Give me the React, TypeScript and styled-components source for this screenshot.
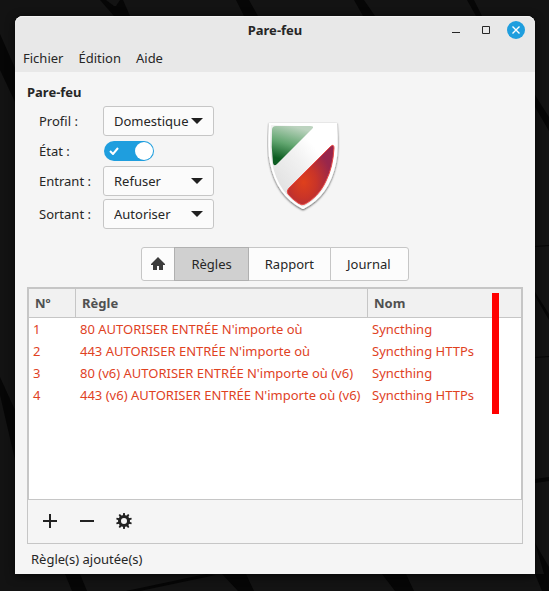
import React from 'react';
import styled, { createGlobalStyle, css } from 'styled-components';

const Global = createGlobalStyle`
  *, *::before, *::after { box-sizing: border-box; }
  html, body { margin: 0; }
  body, button, select, input, table {
    font-family: "Noto Sans", "Open Sans", sans-serif;
    font-size: 13px;
    line-height: 20px;
    color: #262626;
  }
`;

const Desktop = styled.div`
  position: relative;
  min-height: 100vh;
  padding: 16px 14px 17px 15px;
  display: flex;
  background: #131313;
  overflow: hidden;
`;

const Wallpaper = styled.svg`
  position: absolute;
  inset: 0;
  width: 100%;
  height: 100%;
`;

const Window = styled.main`
  position: relative;
  flex: 1;
  min-width: 0;
  display: flex;
  flex-direction: column;
  background: #f5f5f5;
  border-radius: 8px 8px 0 0;
  box-shadow: 0 2px 10px rgba(0, 0, 0, 0.7);
`;

const TitleBar = styled.header`
  display: grid;
  grid-template-columns: 1fr auto 1fr;
  align-items: center;
  height: 28px;
  padding: 0 10px;
  background: #e8e8e8;
  border-radius: 8px 8px 0 0;
  box-shadow: inset 0 1px #f4f4f4;
`;

const Title = styled.h1`
  grid-column: 2;
  margin: 0;
  font-size: 13px;
  font-weight: 700;
`;

const WindowControls = styled.div`
  display: flex;
  justify-content: flex-end;
  gap: 12px;
`;

const WindowButton = styled.button<{ $accent?: boolean }>`
  display: grid;
  place-items: center;
  width: 18px;
  height: 18px;
  padding: 0;
  border: 0;
  border-radius: 50%;
  background: ${(p) => (p.$accent ? '#1f9ede' : 'transparent')};
  color: ${(p) => (p.$accent ? '#fff' : '#262626')};
`;

const MenuBar = styled.nav`
  display: flex;
  gap: 15px;
  height: 28px;
  padding: 0 8px;
  background: #e8e8e8;
`;

const MenuItem = styled.button`
  padding: 0;
  border: 0;
  background: none;
`;

const Content = styled.div`
  flex: 1;
  display: flex;
  flex-direction: column;
  padding: 10px 12px 5px;
`;

const Overview = styled.section`
  display: flex;
  align-items: flex-start;
`;

const Heading = styled.h2`
  margin: 0 0 4px;
  font-size: 13px;
  font-weight: 700;
`;

const Form = styled.div`
  display: grid;
  grid-template-columns: 64px 111px;
  grid-template-rows: 30px 24px 30px 30px;
  row-gap: 3px;
  align-items: center;
  padding-left: 12px;
`;

const Label = styled.label`
  white-space: nowrap;
`;

const SelectBox = styled.div`
  display: grid;
  align-items: center;
  height: 30px;
`;

const Select = styled.select`
  grid-area: 1 / 1;
  appearance: none;
  width: 100%;
  height: 100%;
  padding: 0 16px 0 10px;
  border: 1px solid #c6c6c6;
  border-radius: 3px;
  background: #fbfbfb;
`;

const Arrow = styled.svg`
  grid-area: 1 / 1;
  justify-self: end;
  margin-right: 11px;
  pointer-events: none;
`;

const SwitchTrack = styled.span`
  display: grid;
  align-items: center;
  width: 50px;
  height: 20px;
  margin-left: 1px;
  border-radius: 10px;
  background: #1f9ede;
`;

const SwitchInput = styled.input`
  grid-area: 1 / 1;
  appearance: none;
  width: 18px;
  height: 18px;
  margin: 0 1px;
  border-radius: 50%;
  background: #fff;
  justify-self: start;
  &:checked { justify-self: end; }
`;

const SwitchCheck = styled.svg`
  grid-area: 1 / 1;
  margin-left: 5px;
`;

const ShieldBox = styled.div`
  display: flex;
  padding: 39px 0 0 53px;
`;

const Tabs = styled.div`
  display: flex;
  align-self: center;
  height: 34px;
  margin-top: 18px;
`;

const Tab = styled.button<{ $active?: boolean }>`
  display: flex;
  align-items: center;
  padding: 0 16px;
  border: 1px solid #c6c6c6;
  background: #fcfcfc;
  & + & { margin-left: -1px; }
  &:first-child { padding: 0 8px; border-radius: 3px 0 0 3px; }
  &:last-child { padding: 0 17px 0 16px; border-radius: 0 3px 3px 0; }
  ${(p) => p.$active && css`z-index: 1; background: #d0d0d0; border-color: #b0b0b0;`}
`;

const Panel = styled.section`
  position: relative;
  flex: 1;
  display: flex;
  flex-direction: column;
  margin-top: 6px;
  border: 1px solid #c6c6c6;
`;

const List = styled.div`
  flex: 1;
  border: 1px solid #c6c6c6;
  background: #fff;
`;

const Table = styled.table`
  width: 100%;
  table-layout: fixed;
  border-spacing: 0;
`;

const HeadCell = styled.th<{ $width?: number }>`
  width: ${(p) => (p.$width ? `${p.$width}px` : 'auto')};
  height: 29px;
  padding: 0 6px;
  border-bottom: 1px solid #c6c6c6;
  background: #f1f1f1;
  color: #505050;
  text-align: left;
  &:not(:last-child) { border-right: 1px solid #c6c6c6; }
`;

const Cell = styled.td`
  height: 22px;
  padding: 0 4px;
  color: #e0421f;
  white-space: nowrap;
`;

const Marker = styled.span`
  position: absolute;
  top: 5px;
  right: 23px;
  width: 7px;
  height: 121px;
  background: #f00;
`;

const Toolbar = styled.div`
  display: flex;
  align-items: flex-start;
  gap: 21px;
  height: 43px;
  padding: 13px 14px 0;
`;

const ToolButton = styled.button`
  display: grid;
  padding: 0;
  border: 0;
  background: none;
`;

const Status = styled.footer`
  padding: 5px 4px 0;
`;

const rules = [
  ['1', "80 AUTORISER ENTRÉE N'importe où", 'Syncthing'],
  ['2', "443 AUTORISER ENTRÉE N'importe où", 'Syncthing HTTPs'],
  ['3', "80 (v6) AUTORISER ENTRÉE N'importe où (v6)", 'Syncthing'],
  ['4', "443 (v6) AUTORISER ENTRÉE N'importe où (v6)", 'Syncthing HTTPs'],
];

function Dropdown({ id, label, options }: { id: string; label: string; options: string[] }) {
  return (
    <>
      <Label htmlFor={id}>{label}</Label>
      <SelectBox>
        <Select id={id}>
          {options.map((o) => <option key={o}>{o}</option>)}
        </Select>
        <Arrow width="12" height="6" viewBox="0 0 12 6"><path d="M0 0h12L6 6z" fill="#202020" /></Arrow>
      </SelectBox>
    </>
  );
}

const shieldPath = 'M3 3H69Q71 28 68 42C64 62 54 78 36 87C18 78 8 62 4 42Q1 28 3 3Z';

function Shield() {
  return (
    <svg width="74" height="94" viewBox="0 0 74 94" role="img" aria-label="Pare-feu">
      <defs>
        <linearGradient id="body" x1="0" y1="1" x2="1" y2="0">
          <stop offset="0.2" stopColor="#e2e2e2" />
          <stop offset="0.5" stopColor="#f1f1f1" />
          <stop offset="0.7" stopColor="#fff" />
        </linearGradient>
        <linearGradient id="green" x1="0.5" y1="0" x2="0.2" y2="1">
          <stop offset="0" stopColor="#bcd3bf" />
          <stop offset="0.45" stopColor="#62a670" />
          <stop offset="0.85" stopColor="#0d5d22" />
        </linearGradient>
        <radialGradient id="red" cx="0.35" cy="0.62" r="0.6">
          <stop offset="0" stopColor="#df401c" />
          <stop offset="0.45" stopColor="#c93428" />
          <stop offset="1" stopColor="#98264b" />
        </radialGradient>
        <filter id="shade" x="-20%" y="-20%" width="140%" height="140%">
          <feDropShadow dx="0" dy="1" stdDeviation="1" floodColor="#000" floodOpacity="0.7" />
        </filter>
      </defs>
      <path d={shieldPath} fill="url(#body)" stroke="#fff" strokeWidth="2" filter="url(#shade)" />
      <path d="M9 5H43Q48 5 45 8L10 43Q7 46 6 42Q4 26 5 9Q5 5 9 5Z" fill="url(#green)" />
      <path d="M63 26Q67 22 67 27Q66 46 59 60C54 71 46 79 38 83Q35 85 31 82Q25 78 21 73Q19 70 22 67Z" fill="url(#red)" stroke="#e84a45" strokeWidth="1" />
    </svg>
  );
}

const gearTeeth = [0, 36, 72, 108, 144, 180, 216, 252, 288, 324];

export default function App() {
  return (
    <Desktop>
      <Global />
      <Wallpaper viewBox="0 0 549 591" preserveAspectRatio="none" aria-hidden="true">
        <g fill="#060606">
          <path d="M100 0h6l8 6h2l4-6h3l7 16h-16z" />
          <path d="M236 0h13l9 16h-14zM354 0h10l11 16h-12zM467 0h7l8 16h-6z" />
          <path d="M0 34L15 68V102L0 70zM0 377l15 33v50L0 395z" />
          <path d="M535 95l14 22v14l-14-24zM535 292l14 22v6l-14-24zM535 543l14 24v24z" />
          <path d="M535 479l14-2v4l-14 2zM535 246l14-1v1l-14 1zM535 357l14-1v1l-14 1z" />
          <path d="M65 574h15l7 17H72zM222 574h24l8 17h-16zM382 574h24l8 17h-19zM535 574h10l4 17h-7z" />
          <path d="M206 574l-80 17h14l76-16z" />
        </g>
      </Wallpaper>
      <Window>
        <TitleBar>
          <Title>Pare-feu</Title>
          <WindowControls>
            <WindowButton aria-label="Réduire">
              <svg width="10" height="10"><path d="M1 7.5h8" stroke="currentColor" /></svg>
            </WindowButton>
            <WindowButton aria-label="Agrandir">
              <svg width="8" height="8"><path d="M.5.5h7v7h-7z" fill="none" stroke="currentColor" /></svg>
            </WindowButton>
            <WindowButton $accent aria-label="Fermer">
              <svg width="8" height="8"><path d="M.5.5l7 7m0-7l-7 7" stroke="currentColor" strokeWidth="1.4" /></svg>
            </WindowButton>
          </WindowControls>
        </TitleBar>
        <MenuBar>
          <MenuItem>Fichier</MenuItem>
          <MenuItem>Édition</MenuItem>
          <MenuItem>Aide</MenuItem>
        </MenuBar>
        <Content>
          <Overview>
            <div>
              <Heading>Pare-feu</Heading>
              <Form>
                <Dropdown id="profil" label="Profil :" options={['Domestique', 'Public', 'Bureau']} />
                <Label htmlFor="etat">État :</Label>
                <SwitchTrack>
                  <SwitchCheck width="10" height="8" viewBox="0 0 10 8">
                    <path d="M1 4l3 3 5-6" fill="none" stroke="#fff" strokeWidth="2" />
                  </SwitchCheck>
                  <SwitchInput id="etat" type="checkbox" role="switch" defaultChecked />
                </SwitchTrack>
                <Dropdown id="entrant" label="Entrant :" options={['Refuser', 'Rejeter', 'Autoriser']} />
                <Dropdown id="sortant" label="Sortant :" options={['Autoriser', 'Rejeter', 'Refuser']} />
              </Form>
            </div>
            <ShieldBox><Shield /></ShieldBox>
          </Overview>
          <Tabs role="tablist">
            <Tab role="tab" aria-label="Accueil">
              <svg width="16" height="16" viewBox="0 0 16 16">
                <path d="M8 1L1 8v1h2v5h4v-4h2v4h4V9h2V8L8 1z" fill="#3c3c3c" />
              </svg>
            </Tab>
            <Tab role="tab" $active aria-selected="true">Règles</Tab>
            <Tab role="tab">Rapport</Tab>
            <Tab role="tab">Journal</Tab>
          </Tabs>
          <Panel>
            <List>
              <Table>
                <thead>
                  <tr>
                    <HeadCell $width={47}>Nº</HeadCell>
                    <HeadCell $width={292}>Règle</HeadCell>
                    <HeadCell>Nom</HeadCell>
                  </tr>
                </thead>
                <tbody>
                  {rules.map((r) => (
                    <tr key={r[0]}>{r.map((c, i) => <Cell key={i}>{c}</Cell>)}</tr>
                  ))}
                </tbody>
              </Table>
            </List>
            <Toolbar>
              <ToolButton aria-label="Ajouter">
                <svg width="16" height="16"><path d="M1 8h14M8 1v14" stroke="#222" strokeWidth="2" /></svg>
              </ToolButton>
              <ToolButton aria-label="Supprimer">
                <svg width="16" height="16"><path d="M1 8h14" stroke="#222" strokeWidth="2" /></svg>
              </ToolButton>
              <ToolButton aria-label="Modifier">
                <svg width="16" height="16" viewBox="-8 -8 16 16">
                  <circle r="4.5" fill="none" stroke="#222" strokeWidth="3" />
                  {gearTeeth.map((a) => (
                    <path key={a} d="M-1.2-5L-.8-8H.8L1.2-5z" fill="#222" transform={`rotate(${a})`} />
                  ))}
                </svg>
              </ToolButton>
            </Toolbar>
            <Marker />
          </Panel>
          <Status>Règle(s) ajoutée(s)</Status>
        </Content>
      </Window>
    </Desktop>
  );
}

• • • • •

> _Problem_: Using the listing above, list every line in which the string "components" occurs.

> _Solved problem_:
Give me the React, TypeScript and styled-components source for this screenshot.
import styled, { createGlobalStyle, css } from 'styled-components';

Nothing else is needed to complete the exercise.